Sterling dives to nine-month low against the euro

The pound hit a nine-month low against the euro on Thursday amid worries over the UK economy and Britain’s future in Europe, reports the Daily Mail.

Sterling fell as low as €1.1954 against the single currency and was also at an eight-week low of $1.5957 against the dollar.

Banks seek support for PPI deadline

Britain’s banks are in talks with the City watchdog to enlist its support for a deadline to be imposed for compensation claims in one of the UK’s costliest consumer scandals, reports the Financial Times.

Lenders want a deadline of May 2014 to be set on claims lodged by customers saying they were mis-sold payment protection insurance as compensation costs snowball, according to one senior executive.

Barclays eyes bonus pool to pay Libor fine

Barclays is weighing whether to recoup some or all of the £290m Libor rate-rigging fine imposed by regulators last year from the 2012 bonus pool of its investment bankers, reports the Financial Times.

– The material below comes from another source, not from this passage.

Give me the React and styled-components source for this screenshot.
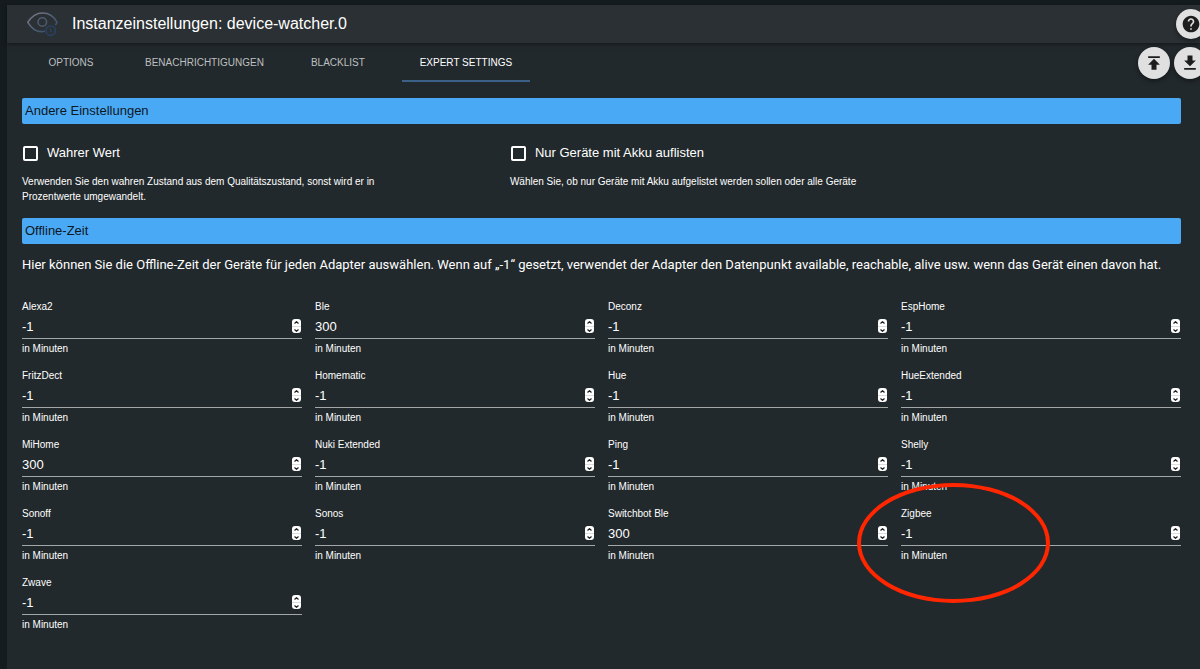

Aberdeen sees risk-taking rise

Investors are taking risks because they are fed up with buying government debt, according to the chief executive of Aberdeen Asset Management, Martin Gilbert, reports the Independent.

Winners emerge from high street wreckage

A burst of retail winners have provided hope for the high street after a week of gloom that has seen the collapse of three of retail’s biggest names, reports the Guardian.

Primark and Asos revealed soaring fashion sales despite the economic downturn, while Dixons and Argos revealed strong sales, albeit helped by the demise of the electricals store Comet.

Ousted Rio Tinto boss pocketed £22m in cash and shares

Tom Albanese, ousted from Rio Tinto on Thursday after a series of disastrous acquisitions, pocketed almost £22m in cash and share options during his stint leading the mining company, which ended abruptly in the wake of a further $14bn (£8.8bn) writedown, reports the Guardian.

Cayman Islands to open up to scrutiny

The Cayman Islands are poised to break with decades of secrecy by opening thousands of companies and hedge funds domiciled on the offshore Caribbean territory to greater scrutiny, reports the Financial Times.

UK car exports drive industry’s revival

Britain exported more cars last year than ever before, underlining the strides made by the automotive sector after being close to written off as a failed industry a decade ago, reports the Financial Times.